■ Task input
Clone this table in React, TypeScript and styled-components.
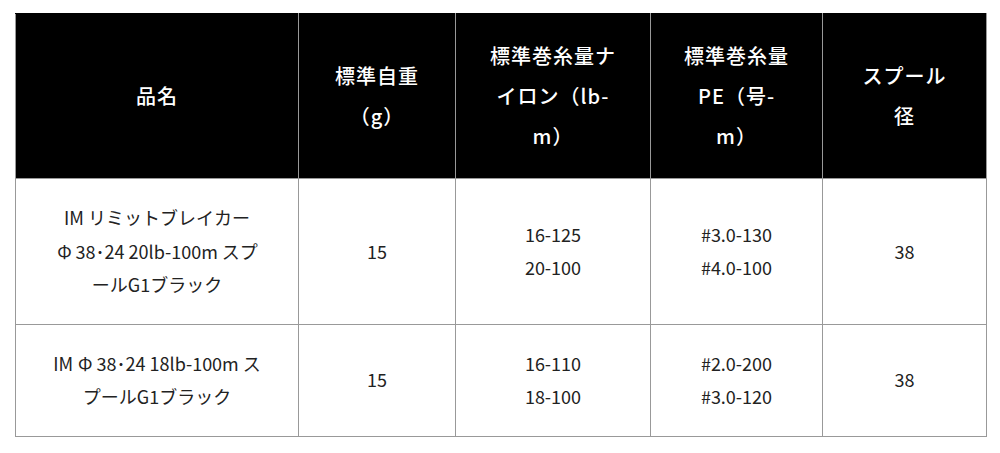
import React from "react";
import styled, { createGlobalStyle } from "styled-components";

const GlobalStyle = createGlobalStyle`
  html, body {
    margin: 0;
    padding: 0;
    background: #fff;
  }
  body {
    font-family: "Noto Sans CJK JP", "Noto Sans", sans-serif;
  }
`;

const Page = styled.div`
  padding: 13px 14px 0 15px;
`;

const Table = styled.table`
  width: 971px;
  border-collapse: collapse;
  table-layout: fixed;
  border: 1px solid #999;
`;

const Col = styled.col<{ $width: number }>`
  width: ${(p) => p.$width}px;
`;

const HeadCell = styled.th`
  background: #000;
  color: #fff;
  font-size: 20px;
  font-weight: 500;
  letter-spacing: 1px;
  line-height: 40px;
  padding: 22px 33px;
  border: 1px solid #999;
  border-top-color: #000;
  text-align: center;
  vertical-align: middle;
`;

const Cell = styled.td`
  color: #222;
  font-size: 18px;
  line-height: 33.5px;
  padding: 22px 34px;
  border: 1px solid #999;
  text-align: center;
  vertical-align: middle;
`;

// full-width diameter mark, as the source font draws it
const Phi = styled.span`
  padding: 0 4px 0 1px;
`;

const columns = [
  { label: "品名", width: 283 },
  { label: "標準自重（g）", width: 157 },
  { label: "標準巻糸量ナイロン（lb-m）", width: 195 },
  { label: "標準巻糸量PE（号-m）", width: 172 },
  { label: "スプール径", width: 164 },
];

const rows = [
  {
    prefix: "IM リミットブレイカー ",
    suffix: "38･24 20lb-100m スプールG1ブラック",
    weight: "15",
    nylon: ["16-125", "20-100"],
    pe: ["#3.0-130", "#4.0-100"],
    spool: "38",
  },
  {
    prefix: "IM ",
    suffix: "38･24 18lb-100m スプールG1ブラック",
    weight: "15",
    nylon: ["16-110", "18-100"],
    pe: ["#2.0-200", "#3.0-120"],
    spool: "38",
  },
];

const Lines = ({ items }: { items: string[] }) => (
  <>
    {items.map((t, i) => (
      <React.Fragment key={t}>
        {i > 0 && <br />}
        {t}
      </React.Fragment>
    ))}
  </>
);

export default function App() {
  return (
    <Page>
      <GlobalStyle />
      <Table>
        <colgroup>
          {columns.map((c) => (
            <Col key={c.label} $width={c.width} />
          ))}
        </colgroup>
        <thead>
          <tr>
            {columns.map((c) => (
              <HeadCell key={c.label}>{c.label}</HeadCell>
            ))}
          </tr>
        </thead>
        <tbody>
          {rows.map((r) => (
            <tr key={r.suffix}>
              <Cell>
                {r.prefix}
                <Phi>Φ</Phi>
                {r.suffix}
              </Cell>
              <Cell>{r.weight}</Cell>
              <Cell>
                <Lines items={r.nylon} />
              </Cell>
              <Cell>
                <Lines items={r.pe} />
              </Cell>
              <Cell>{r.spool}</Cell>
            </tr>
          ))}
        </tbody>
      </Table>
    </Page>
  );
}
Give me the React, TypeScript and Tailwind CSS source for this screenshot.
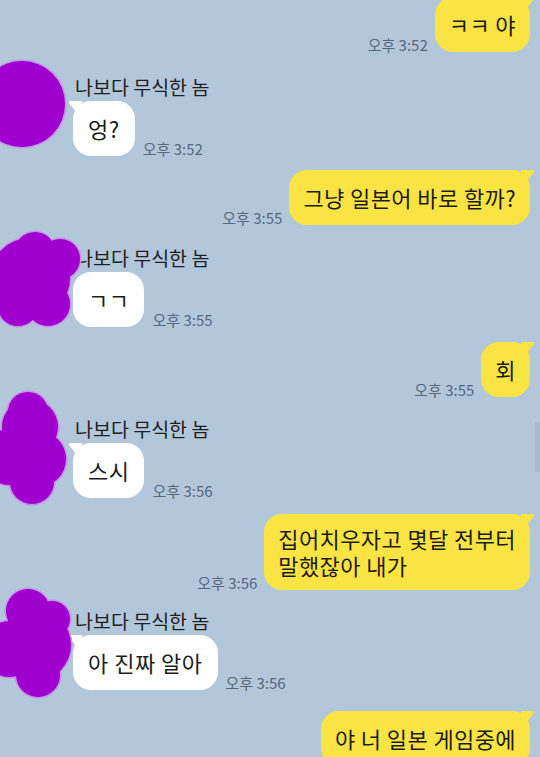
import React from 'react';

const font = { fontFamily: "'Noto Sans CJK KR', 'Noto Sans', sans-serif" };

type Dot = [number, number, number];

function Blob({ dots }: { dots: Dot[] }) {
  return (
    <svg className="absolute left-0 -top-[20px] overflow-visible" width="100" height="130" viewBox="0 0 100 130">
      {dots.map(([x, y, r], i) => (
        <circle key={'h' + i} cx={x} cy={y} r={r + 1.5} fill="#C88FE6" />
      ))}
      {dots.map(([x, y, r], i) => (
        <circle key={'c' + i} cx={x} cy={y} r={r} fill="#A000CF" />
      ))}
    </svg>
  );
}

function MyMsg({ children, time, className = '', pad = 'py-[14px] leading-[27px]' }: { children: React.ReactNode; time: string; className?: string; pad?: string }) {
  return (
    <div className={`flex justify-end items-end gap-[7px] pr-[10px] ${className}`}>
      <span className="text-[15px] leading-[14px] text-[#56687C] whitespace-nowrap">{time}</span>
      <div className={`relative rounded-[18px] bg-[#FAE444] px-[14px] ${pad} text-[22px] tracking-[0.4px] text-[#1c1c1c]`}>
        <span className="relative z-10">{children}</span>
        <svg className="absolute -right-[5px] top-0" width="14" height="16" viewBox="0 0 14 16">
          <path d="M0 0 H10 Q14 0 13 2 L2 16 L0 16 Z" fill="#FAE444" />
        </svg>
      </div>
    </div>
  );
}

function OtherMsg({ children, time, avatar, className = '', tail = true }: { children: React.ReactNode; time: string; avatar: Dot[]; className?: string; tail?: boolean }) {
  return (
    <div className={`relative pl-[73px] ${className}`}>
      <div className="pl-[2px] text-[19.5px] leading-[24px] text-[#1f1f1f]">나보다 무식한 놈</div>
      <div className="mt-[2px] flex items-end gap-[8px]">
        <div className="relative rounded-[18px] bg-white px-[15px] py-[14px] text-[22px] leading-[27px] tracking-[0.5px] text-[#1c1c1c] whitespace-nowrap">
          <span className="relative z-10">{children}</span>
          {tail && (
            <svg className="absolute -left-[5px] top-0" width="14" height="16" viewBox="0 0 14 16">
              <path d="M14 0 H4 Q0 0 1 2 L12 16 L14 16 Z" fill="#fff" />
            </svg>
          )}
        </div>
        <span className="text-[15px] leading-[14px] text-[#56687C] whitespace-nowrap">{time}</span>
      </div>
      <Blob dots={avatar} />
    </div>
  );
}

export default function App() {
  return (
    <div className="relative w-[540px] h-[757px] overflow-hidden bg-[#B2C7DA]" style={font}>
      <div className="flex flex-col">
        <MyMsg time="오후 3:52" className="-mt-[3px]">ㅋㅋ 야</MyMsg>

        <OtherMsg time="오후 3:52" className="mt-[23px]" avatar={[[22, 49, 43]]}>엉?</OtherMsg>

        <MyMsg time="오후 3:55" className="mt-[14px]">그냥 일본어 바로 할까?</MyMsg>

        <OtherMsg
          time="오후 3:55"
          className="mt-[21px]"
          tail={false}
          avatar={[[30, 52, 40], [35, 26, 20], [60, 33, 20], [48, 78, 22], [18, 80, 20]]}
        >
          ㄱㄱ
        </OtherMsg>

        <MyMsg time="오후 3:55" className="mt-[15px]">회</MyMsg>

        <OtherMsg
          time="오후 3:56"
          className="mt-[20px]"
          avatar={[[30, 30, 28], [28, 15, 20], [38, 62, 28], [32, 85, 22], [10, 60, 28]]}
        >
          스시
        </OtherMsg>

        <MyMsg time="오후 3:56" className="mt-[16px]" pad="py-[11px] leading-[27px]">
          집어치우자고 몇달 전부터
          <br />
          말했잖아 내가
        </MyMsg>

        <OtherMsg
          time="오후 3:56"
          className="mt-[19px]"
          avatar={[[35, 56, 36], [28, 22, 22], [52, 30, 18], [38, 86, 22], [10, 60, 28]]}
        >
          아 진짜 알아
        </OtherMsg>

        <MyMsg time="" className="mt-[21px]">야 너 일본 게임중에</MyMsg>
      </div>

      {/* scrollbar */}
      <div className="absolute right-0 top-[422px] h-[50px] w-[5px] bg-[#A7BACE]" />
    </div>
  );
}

■ Required work
Can you repeat every record above exactly, apart from the pictures?

■ Exercise solution
Clone this table in React, TypeScript and styled-components.
import React from "react";
import styled, { createGlobalStyle } from "styled-components";

const GlobalStyle = createGlobalStyle`
  html, body {
    margin: 0;
    padding: 0;
    background: #fff;
  }
  body {
    font-family: "Noto Sans CJK JP", "Noto Sans", sans-serif;
  }
`;

const Page = styled.div`
  padding: 13px 14px 0 15px;
`;

const Table = styled.table`
  width: 971px;
  border-collapse: collapse;
  table-layout: fixed;
  border: 1px solid #999;
`;

const Col = styled.col<{ $width: number }>`
  width: ${(p) => p.$width}px;
`;

const HeadCell = styled.th`
  background: #000;
  color: #fff;
  font-size: 20px;
  font-weight: 500;
  letter-spacing: 1px;
  line-height: 40px;
  padding: 22px 33px;
  border: 1px solid #999;
  border-top-color: #000;
  text-align: center;
  vertical-align: middle;
`;

const Cell = styled.td`
  color: #222;
  font-size: 18px;
  line-height: 33.5px;
  padding: 22px 34px;
  border: 1px solid #999;
  text-align: center;
  vertical-align: middle;
`;

// full-width diameter mark, as the source font draws it
const Phi = styled.span`
  padding: 0 4px 0 1px;
`;

const columns = [
  { label: "品名", width: 283 },
  { label: "標準自重（g）", width: 157 },
  { label: "標準巻糸量ナイロン（lb-m）", width: 195 },
  { label: "標準巻糸量PE（号-m）", width: 172 },
  { label: "スプール径", width: 164 },
];

const rows = [
  {
    prefix: "IM リミットブレイカー ",
    suffix: "38･24 20lb-100m スプールG1ブラック",
    weight: "15",
    nylon: ["16-125", "20-100"],
    pe: ["#3.0-130", "#4.0-100"],
    spool: "38",
  },
  {
    prefix: "IM ",
    suffix: "38･24 18lb-100m スプールG1ブラック",
    weight: "15",
    nylon: ["16-110", "18-100"],
    pe: ["#2.0-200", "#3.0-120"],
    spool: "38",
  },
];

const Lines = ({ items }: { items: string[] }) => (
  <>
    {items.map((t, i) => (
      <React.Fragment key={t}>
        {i > 0 && <br />}
        {t}
      </React.Fragment>
    ))}
  </>
);

export default function App() {
  return (
    <Page>
      <GlobalStyle />
      <Table>
        <colgroup>
          {columns.map((c) => (
            <Col key={c.label} $width={c.width} />
          ))}
        </colgroup>
        <thead>
          <tr>
            {columns.map((c) => (
              <HeadCell key={c.label}>{c.label}</HeadCell>
            ))}
          </tr>
        </thead>
        <tbody>
          {rows.map((r) => (
            <tr key={r.suffix}>
              <Cell>
                {r.prefix}
                <Phi>Φ</Phi>
                {r.suffix}
              </Cell>
              <Cell>{r.weight}</Cell>
              <Cell>
                <Lines items={r.nylon} />
              </Cell>
              <Cell>
                <Lines items={r.pe} />
              </Cell>
              <Cell>{r.spool}</Cell>
            </tr>
          ))}
        </tbody>
      </Table>
    </Page>
  );
}
Give me the React, TypeScript and Tailwind CSS source for this screenshot.
import React from 'react';

const font = { fontFamily: "'Noto Sans CJK KR', 'Noto Sans', sans-serif" };

type Dot = [number, number, number];

function Blob({ dots }: { dots: Dot[] }) {
  return (
    <svg className="absolute left-0 -top-[20px] overflow-visible" width="100" height="130" viewBox="0 0 100 130">
      {dots.map(([x, y, r], i) => (
        <circle key={'h' + i} cx={x} cy={y} r={r + 1.5} fill="#C88FE6" />
      ))}
      {dots.map(([x, y, r], i) => (
        <circle key={'c' + i} cx={x} cy={y} r={r} fill="#A000CF" />
      ))}
    </svg>
  );
}

function MyMsg({ children, time, className = '', pad = 'py-[14px] leading-[27px]' }: { children: React.ReactNode; time: string; className?: string; pad?: string }) {
  return (
    <div className={`flex justify-end items-end gap-[7px] pr-[10px] ${className}`}>
      <span className="text-[15px] leading-[14px] text-[#56687C] whitespace-nowrap">{time}</span>
      <div className={`relative rounded-[18px] bg-[#FAE444] px-[14px] ${pad} text-[22px] tracking-[0.4px] text-[#1c1c1c]`}>
        <span className="relative z-10">{children}</span>
        <svg className="absolute -right-[5px] top-0" width="14" height="16" viewBox="0 0 14 16">
          <path d="M0 0 H10 Q14 0 13 2 L2 16 L0 16 Z" fill="#FAE444" />
        </svg>
      </div>
    </div>
  );
}

function OtherMsg({ children, time, avatar, className = '', tail = true }: { children: React.ReactNode; time: string; avatar: Dot[]; className?: string; tail?: boolean }) {
  return (
    <div className={`relative pl-[73px] ${className}`}>
      <div className="pl-[2px] text-[19.5px] leading-[24px] text-[#1f1f1f]">나보다 무식한 놈</div>
      <div className="mt-[2px] flex items-end gap-[8px]">
        <div className="relative rounded-[18px] bg-white px-[15px] py-[14px] text-[22px] leading-[27px] tracking-[0.5px] text-[#1c1c1c] whitespace-nowrap">
          <span className="relative z-10">{children}</span>
          {tail && (
            <svg className="absolute -left-[5px] top-0" width="14" height="16" viewBox="0 0 14 16">
              <path d="M14 0 H4 Q0 0 1 2 L12 16 L14 16 Z" fill="#fff" />
            </svg>
          )}
        </div>
        <span className="text-[15px] leading-[14px] text-[#56687C] whitespace-nowrap">{time}</span>
      </div>
      <Blob dots={avatar} />
    </div>
  );
}

export default function App() {
  return (
    <div className="relative w-[540px] h-[757px] overflow-hidden bg-[#B2C7DA]" style={font}>
      <div className="flex flex-col">
        <MyMsg time="오후 3:52" className="-mt-[3px]">ㅋㅋ 야</MyMsg>

        <OtherMsg time="오후 3:52" className="mt-[23px]" avatar={[[22, 49, 43]]}>엉?</OtherMsg>

        <MyMsg time="오후 3:55" className="mt-[14px]">그냥 일본어 바로 할까?</MyMsg>

        <OtherMsg
          time="오후 3:55"
          className="mt-[21px]"
          tail={false}
          avatar={[[30, 52, 40], [35, 26, 20], [60, 33, 20], [48, 78, 22], [18, 80, 20]]}
        >
          ㄱㄱ
        </OtherMsg>

        <MyMsg time="오후 3:55" className="mt-[15px]">회</MyMsg>

        <OtherMsg
          time="오후 3:56"
          className="mt-[20px]"
          avatar={[[30, 30, 28], [28, 15, 20], [38, 62, 28], [32, 85, 22], [10, 60, 28]]}
        >
          스시
        </OtherMsg>

        <MyMsg time="오후 3:56" className="mt-[16px]" pad="py-[11px] leading-[27px]">
          집어치우자고 몇달 전부터
          <br />
          말했잖아 내가
        </MyMsg>

        <OtherMsg
          time="오후 3:56"
          className="mt-[19px]"
          avatar={[[35, 56, 36], [28, 22, 22], [52, 30, 18], [38, 86, 22], [10, 60, 28]]}
        >
          아 진짜 알아
        </OtherMsg>

        <MyMsg time="" className="mt-[21px]">야 너 일본 게임중에</MyMsg>
      </div>

      {/* scrollbar */}
      <div className="absolute right-0 top-[422px] h-[50px] w-[5px] bg-[#A7BACE]" />
    </div>
  );
}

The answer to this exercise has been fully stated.